Scoring also offers a practical bonus on existing concrete. When a slab has already developed cracks, decorative scorelines can incorporate those cracks into a new pattern, essentially disguising them as intentional design elements. The logic is simple: since cracks are already acting as natural stress-relief points, working them into the design prevents them from looking like damage while reducing the chance of new cracks forming elsewhere. A properly maintained scored surface can last decades.
Tools Used for Concrete Grooving
The tool depends on the scale of the job. For small residential slabs like sidewalks and patios, workers often use a hand groover, a simple metal tool with a ridge on the bottom that’s pressed into wet concrete during finishing. This creates the rounded control joints you see in most sidewalks.
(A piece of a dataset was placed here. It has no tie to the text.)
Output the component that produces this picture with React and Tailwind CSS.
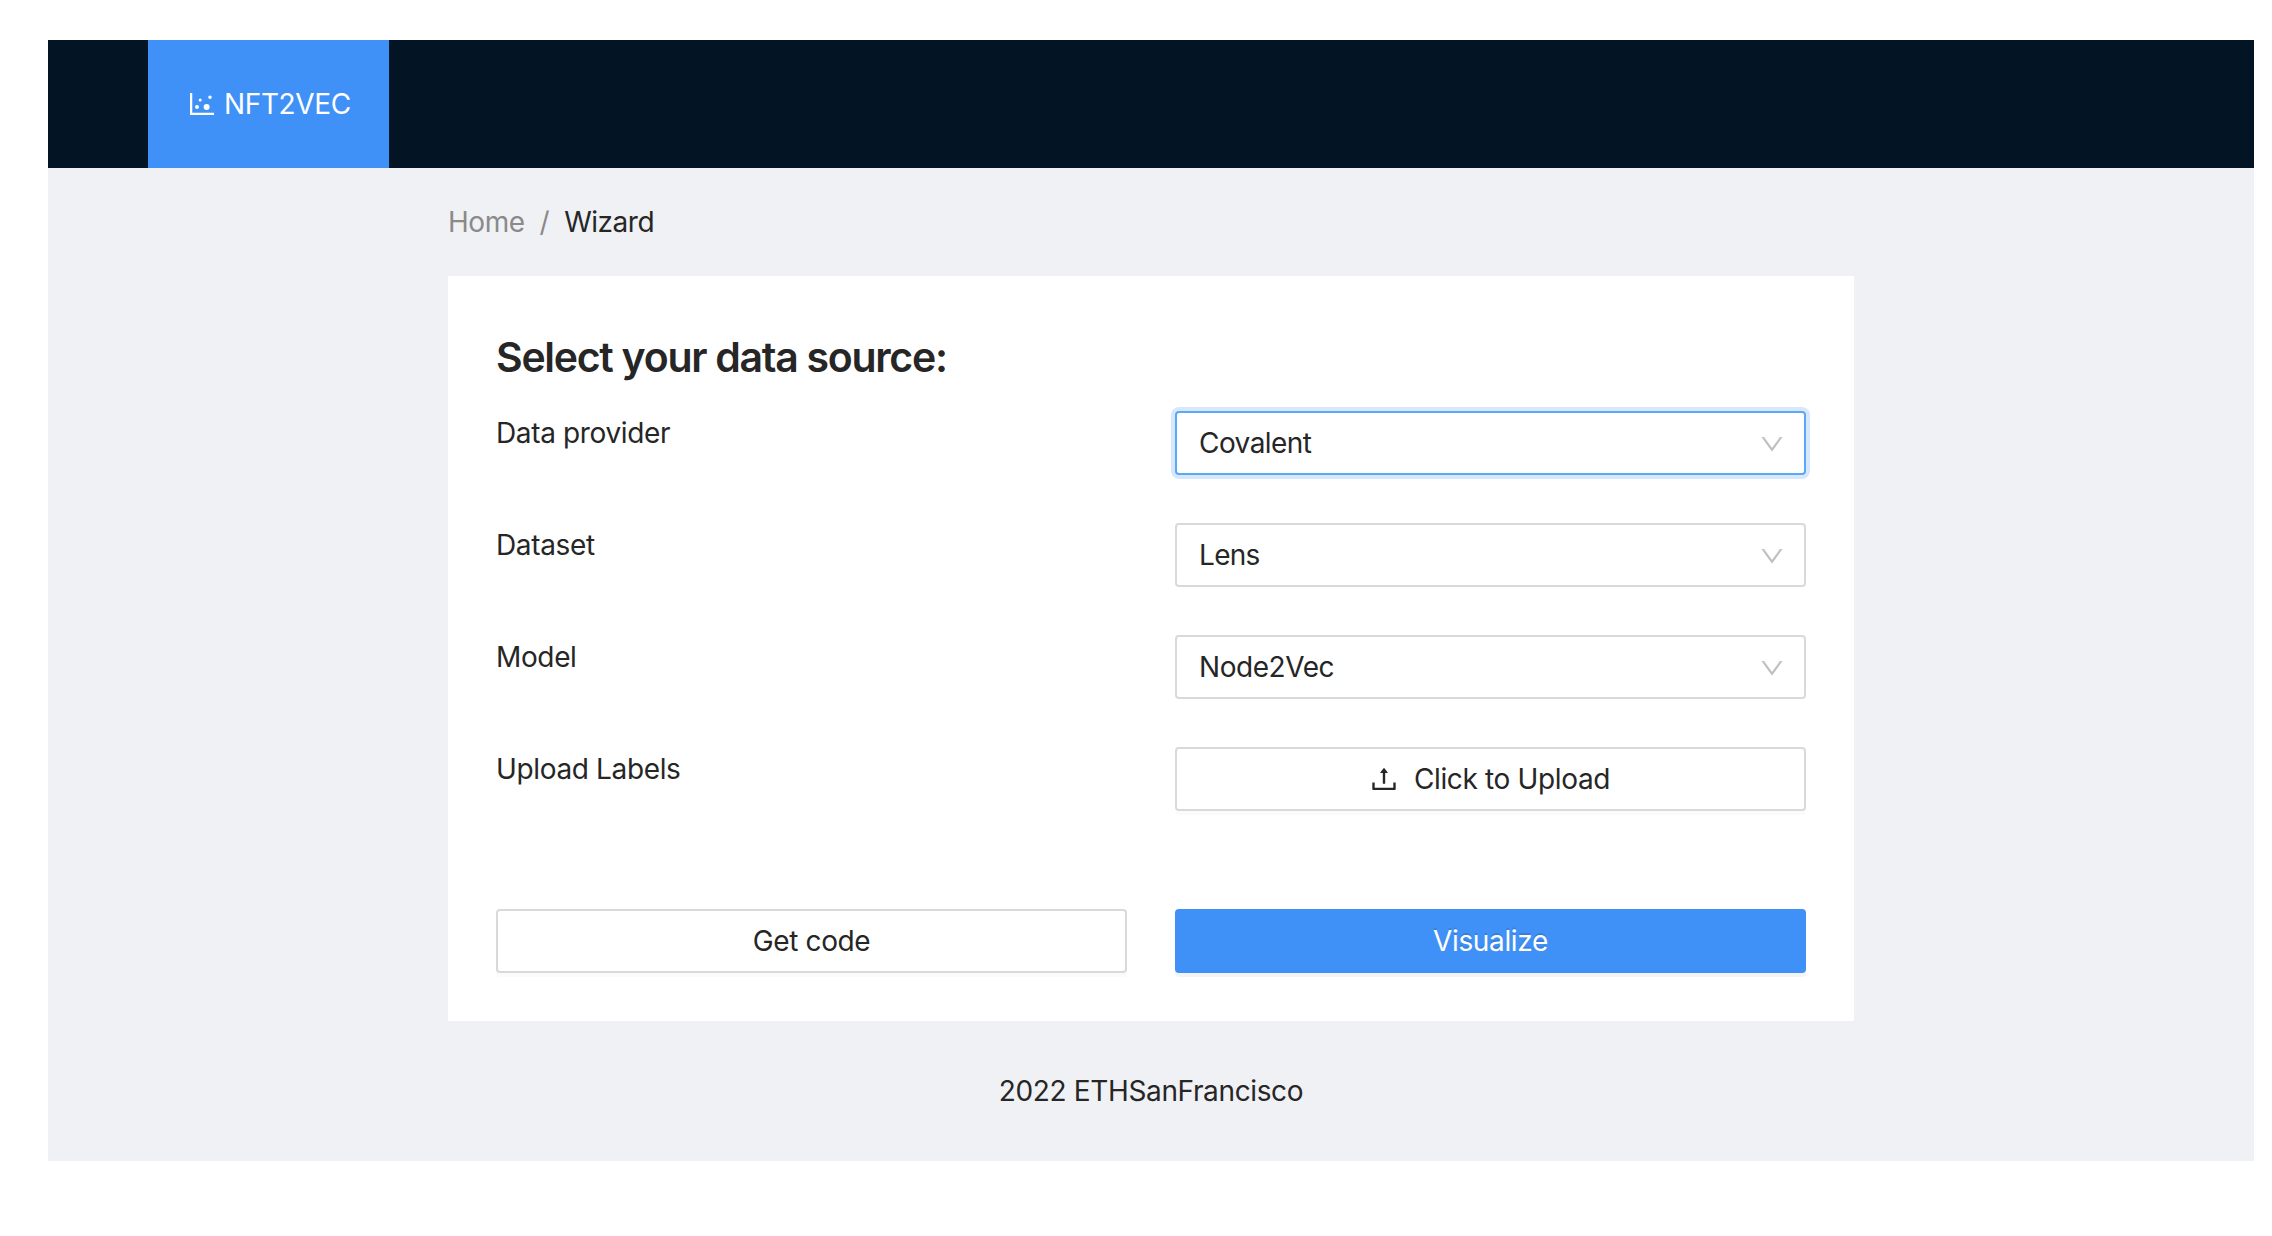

For larger projects, walk-behind concrete saws with diamond blades ranging from 14 to 48 inches handle the cutting after the slab has partially cured. These produce cleaner, more precise joints and are standard for commercial floors, parking lots, and roadways. Handheld concrete saws with diamond or abrasive blades fill the gap for mid-sized jobs or areas where a walk-behind saw can’t reach. Highway grooving uses specialized machines that cut dozens of grooves simultaneously, covering full lane widths in a single pass.